Relax

Mengenang Rubini, Dokter Kalimantan Barat yang Diusulkan Jadi Pahlawan Nasional

apahabar.com, JAKARTA – Tak semua pahlawan nasional memanggul bedil. Begitu pun dengan Raden Rubini Natawisastra, seorang…

Featured-Image
Patung dr.Rubini (Foto: Poskota.co)

bakabar.com, JAKARTA – Tak semua pahlawan nasional memanggul bedil. Begitu pun dengan Raden Rubini Natawisastra, seorang dokter sekaligus pejuang kemanusiaan dan kemerdekaan Indonesia, yang tengah diusulkan menjadi pahlawan nasional.

Pengusulan tersebut bukanlah tanpa alasan. Pria kelahiran 31 Agustus 1906 itu telah banyak berkontribusi dalam sejarah Indonesia. Salah satunya, menyelamatkan perempuan dan anak pada masa peperangan yang berkecamuk di Kalimantan Barat.

Adalah Tragedi Mandor, peristiwa berdarah yang menewaskan Rubin beserta istrinya yang tengah hamil, Amalia Rubini, tatkala keduanya merawat korban lain. Kepergian mereka pun dimuat dalam koran Borneo Shimbun Pontianak edisi tahun kedua nomor 135 tanggal 1 Juli 1944.

Berdarah Jawa, Mengabdi untuk Tanah Borneo

img2

Meski sisa hidupnya dihabiskan di Tanah Borneo, Rubini sebenarnya adalah keturunan Jawa. Dirinya rela dipindahkan ke Kabupaten Mempawah, Kalimantan Barat, dengan mengemban misi untuk meningkatkan kesejahteraan serta perlindungan terhadap perempuan dan anak.
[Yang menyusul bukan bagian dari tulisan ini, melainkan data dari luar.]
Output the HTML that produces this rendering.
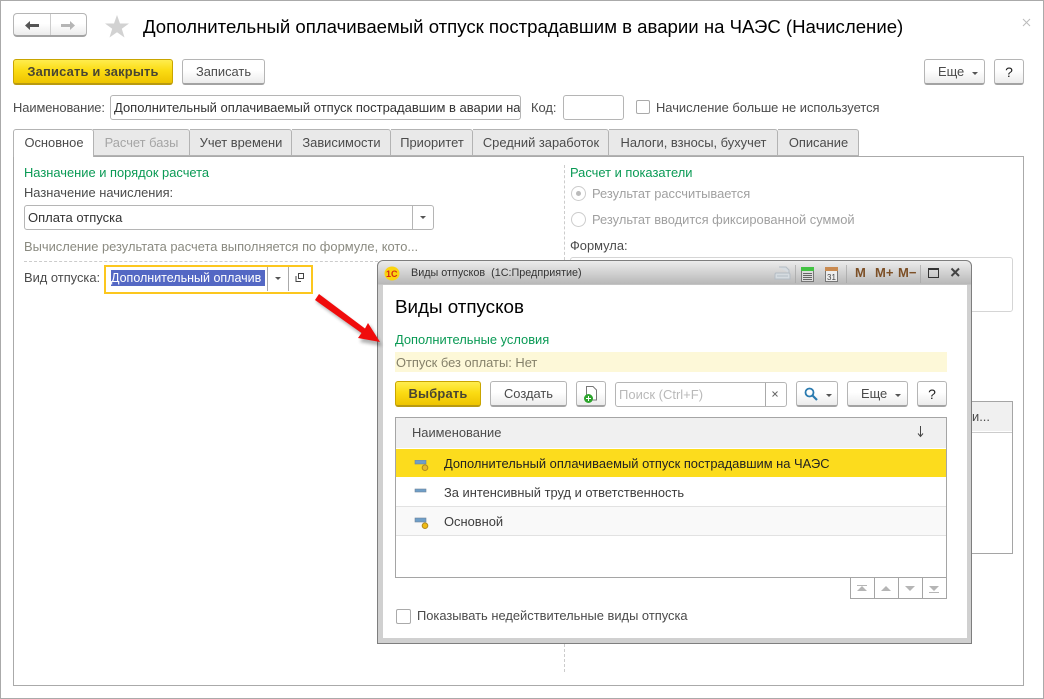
<!DOCTYPE html>
<html lang="ru"><head><meta charset="utf-8"><title>Начисление</title>
<style>
html,body{margin:0;padding:0;background:#fff}
#r{position:relative;width:1044px;height:699px;overflow:hidden;background:#fff;font:12.9px "Liberation Sans",sans-serif;color:#4b4b4b}
#r div,#r span.a,#r svg{position:absolute;box-sizing:border-box}
.t{white-space:nowrap;line-height:18px}
.btn{border:1px solid #b5b5b5;border-bottom:2px solid #a3a3a3;border-radius:3px;background:linear-gradient(#fff,#fff 45%,#ececec);text-align:center;color:#4b4b4b;line-height:24px;white-space:nowrap}
.y{border:1px solid #c9a500;border-bottom:2px solid #b99a10;background:linear-gradient(#ffed4e,#fbdc14 45%,#eec400);font-weight:bold;color:#4a4632;letter-spacing:.2px}
.inp{border:1px solid #b5b5b5;border-radius:3px;background:#fff;white-space:nowrap;overflow:hidden;line-height:23px;color:#333;font-size:13px}
.tab{top:129px;height:27px;background:#e9e9e9;border:1px solid #b3b3b3;border-left:0;text-align:center;line-height:26px;white-space:nowrap;border-radius:0 3px 0 0;padding-left:1px}
.g{color:#0a9a55}
.dash{border-left:1px dashed #ccc;width:0}
.tri{width:0;height:0;border-left:3px solid transparent;border-right:3px solid transparent;border-top:3px solid #555}
.row{left:396px;width:550px;height:29px;line-height:30px;white-space:nowrap;color:#3d3d3d}
</style></head><body><div id="r">
<div style="left:0;top:0;width:1044px;height:699px;border:1px solid #aaa"></div>

<div class="btn" style="left:13px;top:13px;width:74px;height:24px;border-radius:4px"></div>
<div style="left:50px;top:14px;width:1px;height:21px;background:#ccc"></div>
<svg style="left:24px;top:20px" width="16" height="12"><path d="M1 5.500L6 1V4H15V7H6V10Z" fill="#555"/></svg>
<svg style="left:60px;top:20px" width="16" height="12"><path d="M15 5.500L10 1V4H1V7H10V10Z" fill="#b5b5b5"/></svg>
<svg style="left:104px;top:14px" width="26" height="25"><path d="M13 1L16 9.500H25L17.800 14.800L20.500 23.500L13 18.300L5.500 23.500L8.200 14.800L1 9.500H10Z" fill="#d2d2d2"/></svg>
<div class="t" style="left:143px;top:15px;font-size:18.600px;line-height:24px;color:#000">Дополнительный оплачиваемый отпуск пострадавшим в аварии на ЧАЭС (Начисление)</div>
<svg style="left:1021px;top:18px" width="10" height="10"><path d="M2 1L9 8M9 1L2 8" stroke="#bbb" fill="none"/></svg>

<div class="btn y" style="left:13px;top:59px;width:160px;height:26px">Записать и закрыть</div>
<div class="btn" style="left:182px;top:59px;width:83px;height:26px">Записать</div>
<div class="btn" style="left:924px;top:59px;width:61px;height:26px;text-align:left;padding-left:13px">Еще<div class="tri" style="left:47px;top:12px"></div></div>
<div class="btn" style="left:994px;top:59px;width:30px;height:26px;color:#222;font-size:14px">?</div>

<div class="t" style="left:13px;top:99px;letter-spacing:-.08px">Наименование:</div>
<div class="inp" style="left:110px;top:95px;width:411px;height:25px;padding-left:3px">Дополнительный оплачиваемый отпуск пострадавшим в аварии на</div>
<div class="t" style="left:531px;top:99px">Код:</div>
<div class="inp" style="left:563px;top:95px;width:61px;height:25px"></div>
<div style="left:636px;top:100px;width:14px;height:14px;border:1px solid #aaa;border-radius:2px"></div>
<div class="t" style="left:656px;top:99px">Начисление больше не используется</div>

<div style="left:13px;top:156px;width:1011px;height:530px;border:1px solid #aaa"></div>
<div class="tab" style="left:93px;width:97px;color:#a5a5a5">Расчет базы</div>
<div class="tab" style="left:190px;width:102px">Учет времени</div>
<div class="tab" style="left:292px;width:99px">Зависимости</div>
<div class="tab" style="left:391px;width:82px">Приоритет</div>
<div class="tab" style="left:473px;width:136px">Средний заработок</div>
<div class="tab" style="left:609px;width:169px">Налоги, взносы, бухучет</div>
<div class="tab" style="left:778px;width:81px">Описание</div>
<div class="tab" style="left:13px;width:81px;height:28px;background:#fff;border-left:1px solid #b3b3b3;border-bottom:0;border-radius:3px 3px 0 0">Основное</div>

<div class="t g" style="left:24px;top:164px">Назначение и порядок расчета</div>
<div class="t" style="left:24px;top:184px">Назначение начисления:</div>
<div class="inp" style="left:24px;top:205px;width:410px;height:25px;padding-left:3px">Оплата отпуска</div>
<div style="left:412px;top:206px;width:1px;height:23px;background:#b5b5b5"></div>
<div class="tri" style="left:420px;top:216px"></div>
<div class="t" style="left:24px;top:238px;color:#8a8a80">Вычисление результата расчета выполняется по формуле, кото...</div>
<div style="left:24px;top:261px;width:354px;border-top:1px dashed #ccc"></div>
<div class="t" style="left:24px;top:269px">Вид отпуска:</div>
<div style="left:104px;top:265px;width:209px;height:29px;border:2px solid #fcc71e"></div>
<div class="t" style="left:111px;top:270px;width:154px;height:16px;line-height:17px;background:#5468c4;color:#fff;overflow:hidden;font-size:12.500px">Дополнительный оплачив</div>
<div style="left:267px;top:267px;width:1px;height:24px;background:#aaa"></div>
<div style="left:288px;top:267px;width:1px;height:24px;background:#aaa"></div>
<div class="tri" style="left:275px;top:277px"></div>
<svg style="left:295px;top:273px" width="10" height="10"><path d="M3.500 .5H8.500V5.500H3.500ZM1 3V8.500H6" fill="none" stroke="#444"/></svg>

<div class="dash" style="left:564px;top:165px;height:95px"></div>
<div class="dash" style="left:564px;top:644px;height:28px"></div>
<div class="t g" style="left:570px;top:164px">Расчет и показатели</div>
<div style="left:571px;top:186px;width:15px;height:15px;border:1px solid #ccc;border-radius:50%"></div>
<div style="left:576px;top:191px;width:5px;height:5px;background:#bbb;border-radius:50%"></div>
<div class="t" style="left:592px;top:185px;color:#a0a0a0">Результат рассчитывается</div>
<div style="left:571px;top:212px;width:15px;height:15px;border:1px solid #ccc;border-radius:50%"></div>
<div class="t" style="left:592px;top:211px;color:#a0a0a0">Результат вводится фиксированной суммой</div>
<div class="t" style="left:570px;top:237px">Формула:</div>
<div style="left:570px;top:257px;width:443px;height:55px;border:1px solid #d5d5d5;border-radius:3px"></div>
<div style="left:900px;top:401px;width:113px;height:153px;border:1px solid #a5a5a5"></div>
<div style="left:901px;top:402px;width:111px;height:30px;background:#f0f0f0;border-bottom:1px solid #fff"></div>
<div style="left:901px;top:432px;width:111px;height:1px;background:#ccc"></div>
<div class="t" style="left:972px;top:408px">и...</div>

<div style="left:377px;top:260px;width:595px;height:384px;border:1px solid #7e7e7e;border-radius:6px 6px 0 0;background:linear-gradient(#ececec,#b8b8b8 23px,#d0d0d0 24px,#d0d0d0)"></div>
<div style="left:383px;top:285px;width:584px;height:353px;background:#fff"></div>
<svg style="left:384px;top:266px" width="16" height="15"><ellipse cx="8" cy="7.500" rx="7.500" ry="7" fill="#fbd40f"/><text x="2" y="11" font-family="Liberation Sans" font-size="9" font-weight="bold" fill="#d42a12">1C</text></svg>
<div class="t" style="left:411px;top:264px;font-size:10.800px;color:#333;white-space:pre">Виды отпусков  (1С:Предприятие)</div>
<svg style="left:773px;top:264px" width="200" height="20">
<path d="M6 3H13L16 6V9M3 9H16Q17 9 17 11V15H2V11Q2 9 3 9ZM4 12H15" fill="#d5dbe0" stroke="#b4bcc4"/>
<rect x="28.500" y="3.500" width="12" height="14" fill="#ddd" stroke="#777"/><rect x="28" y="3" width="13" height="4" fill="#43c343"/><path d="M30 9.500h9M30 11.500h9M30 13.500h9M30 15.500h9" stroke="#666"/>
<rect x="52.500" y="4.500" width="12" height="13" fill="#eee" stroke="#777"/><rect x="52" y="3" width="13" height="4" fill="#c98a50"/><text x="54" y="16" font-family="Liberation Sans" font-size="8" fill="#444">31</text>
<path d="M22.500 1V19M73.500 1V19M147.500 1V19" stroke="#a5a5a5" opacity=".7"/>
<rect x="155.500" y="4.500" width="10" height="9" fill="none" stroke="#333"/><path d="M155 5.500H166" stroke="#333"/>
<path d="M178.500 4.500L186 12M186 4.500L178.500 12" stroke="#444" stroke-width="2"/>
</svg>
<div class="t" style="left:855px;top:264px;font-size:13px;font-weight:bold;color:#7d5027">M</div>
<div class="t" style="left:875px;top:264px;font-size:13px;font-weight:bold;color:#7d5027">M+</div>
<div class="t" style="left:898px;top:264px;font-size:13px;font-weight:bold;color:#7d5027">M−</div>

<div class="t" style="left:395px;top:296px;font-size:18.800px;line-height:22px;color:#000">Виды отпусков</div>
<div class="t g" style="left:395px;top:331px">Дополнительные условия</div>
<div class="t" style="left:395px;top:352px;width:552px;height:20px;line-height:21px;background:#fdf8d8;padding-left:1px;color:#85816a">Отпуск без оплаты: Нет</div>
<div class="btn y" style="left:395px;top:381px;width:86px;height:26px">Выбрать</div>
<div class="btn" style="left:490px;top:381px;width:77px;height:26px">Создать</div>
<div class="btn" style="left:576px;top:381px;width:30px;height:26px"></div>
<svg style="left:583px;top:386px" width="17" height="18"><path d="M3.500 .5H10L13.500 4V14H3.500Z" fill="#fff" stroke="#777"/><circle cx="5.500" cy="12.500" r="4.500" fill="#2da52d"/><path d="M3 12.500H8M5.500 10V15" stroke="#fff"/></svg>
<div class="inp" style="left:615px;top:382px;width:172px;height:25px;padding-left:3px;color:#b9b9b9">Поиск (Ctrl+F)</div>
<div style="left:765px;top:383px;width:1px;height:23px;background:#aaa"></div>
<svg style="left:771px;top:390px" width="9" height="9"><path d="M1.500 1.500L6.500 6.500M6.500 1.500L1.500 6.500" stroke="#666"/></svg>
<div class="btn" style="left:796px;top:381px;width:42px;height:26px"></div>
<svg style="left:804px;top:387px" width="15" height="15"><circle cx="5.500" cy="5.500" r="4" fill="none" stroke="#2b7bb0" stroke-width="1.800"/><path d="M8.500 8.500L13 13" stroke="#2b7bb0" stroke-width="2.200"/></svg>
<div class="tri" style="left:826px;top:394px"></div>
<div class="btn" style="left:847px;top:381px;width:61px;height:26px;text-align:left;padding-left:13px">Еще<div class="tri" style="left:47px;top:12px"></div></div>
<div class="btn" style="left:917px;top:381px;width:30px;height:26px;color:#222;font-size:14px">?</div>

<div style="left:395px;top:417px;width:552px;height:161px;border:1px solid #a5a5a5"></div>
<div class="t" style="left:396px;top:418px;width:550px;height:30px;background:#f0f0f0;padding-left:16px;line-height:30px">Наименование</div>
<svg style="left:916px;top:425px" width="9" height="13"><path d="M4.500 1V11M2 8.500L4.500 11.500L7 8.500" fill="none" stroke="#444"/></svg>
<div class="row" style="top:449px;height:28px;background:#fcdc1d;color:#222;padding-left:48px">Дополнительный оплачиваемый отпуск пострадавшим на ЧАЭС</div>
<div class="row" style="top:478px;height:29px;border-bottom:1px solid #e2e2e2;padding-left:48px">За интенсивный труд и ответственность</div>
<div class="row" style="top:507px;height:29px;background:#f9f9f9;border-bottom:1px solid #e2e2e2;padding-left:48px">Основной</div>
<svg style="left:414px;top:460px" width="16" height="72">
<rect x="1" y="0" width="11" height="4" fill="#6f9fc8" stroke="#6f8499" stroke-width=".6"/><circle cx="11" cy="7.700" r="2.800" fill="#e8b92a" stroke="#b08a20"/>
<rect x="1" y="29" width="11" height="3" fill="#6f9fc8" stroke="#6f8499" stroke-width=".6"/>
<rect x="1" y="58" width="11" height="4" fill="#6f9fc8" stroke="#6f8499" stroke-width=".6"/><circle cx="11" cy="65.700" r="2.800" fill="#f0bb14" stroke="#b08a20"/>
</svg>
<div style="left:850px;top:577px;width:97px;height:22px;border:1px solid #a5a5a5"></div>
<div style="left:874px;top:578px;width:1px;height:20px;background:#a5a5a5"></div>
<div style="left:898px;top:578px;width:1px;height:20px;background:#a5a5a5"></div>
<div style="left:922px;top:578px;width:1px;height:20px;background:#a5a5a5"></div>
<svg style="left:850px;top:577px" width="97" height="22" fill="#b5b5b5">
<path d="M7 8H17V9H7ZM12 9L17 14H7Z"/><path d="M31 14L36 9L41 14Z"/><path d="M55 9H65L60 14Z"/><path d="M79 9H89L84 14ZM79 15H89V16H79Z"/>
</svg>
<div style="left:396px;top:609px;width:15px;height:15px;border:1px solid #aaa;border-radius:2px"></div>
<div class="t" style="left:417px;top:607px">Показывать недействительные виды отпуска</div>

<svg style="left:310px;top:290px" width="80" height="66"><defs><filter id="f" x="-20%" y="-20%" width="140%" height="140%"><feGaussianBlur stdDeviation="1.500"/></filter></defs><path d="M6 12L10 6L56 42L60 35L72 56L50 52L53 46Z" fill="#000" opacity=".3" filter="url(#f)"/><path d="M5 10L9 4L55 38.500L58 33L70 52L48 48L51.500 43Z" fill="#f00c0c"/></svg>
</div></body></html>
Sejarawan sekaligus peneliti utama LIPI, Asvi Warman Adam, menuturkan bahwa awal karier Rubini di Kalbar dimulai dengan menjadi dokter keliling. Dirinya berambisi menurunkan angka kematian ibu melahirkan, yang kala itu sangat masif akibat praktik dukun beranak.

Demi mengurangi angka kematian yang demikian, Rubini sampai membuka praktik kebidanan dan kedokteran umum di rumah pribadi. Dia bahkan tak pernah memungut biaya sepeser pun atas jasanya itu.

Rubini pun seringkali menyambangi daerah-daerah terpencil di luar Pontianak menggunakan perahu. Tak lain dan tak bukan, tujuannya tentu untuk memeriksa kesehatan masyarakat setempat, sekaligus mengobatinya manakala ada yang sakit.

Rubini tak melakukan pengabdian itu seorang diri. Bersama sang istri, Amalia Rubini, keduanya berkeliling memeriksa kesehatan warga setempat. Selain tergabung dalam gerakan Palang Merah, Amalia pun berinteraksi dengan perkumpulan istri dokter di Pontianak guna berbagi informasi dan keterampilan seputar pemberdayaan perempuan dan anak.

Aktif dalam Dunia Politik

Selain menjalankan tugasnya sebagai dokter, Rubini juga aktif dalam bidang politik. Dia merupakan pengurus Parindra, partai politik yang mengemban misi untuk memberikan perhatian pada program-program pemajuan kehidupan rakyat.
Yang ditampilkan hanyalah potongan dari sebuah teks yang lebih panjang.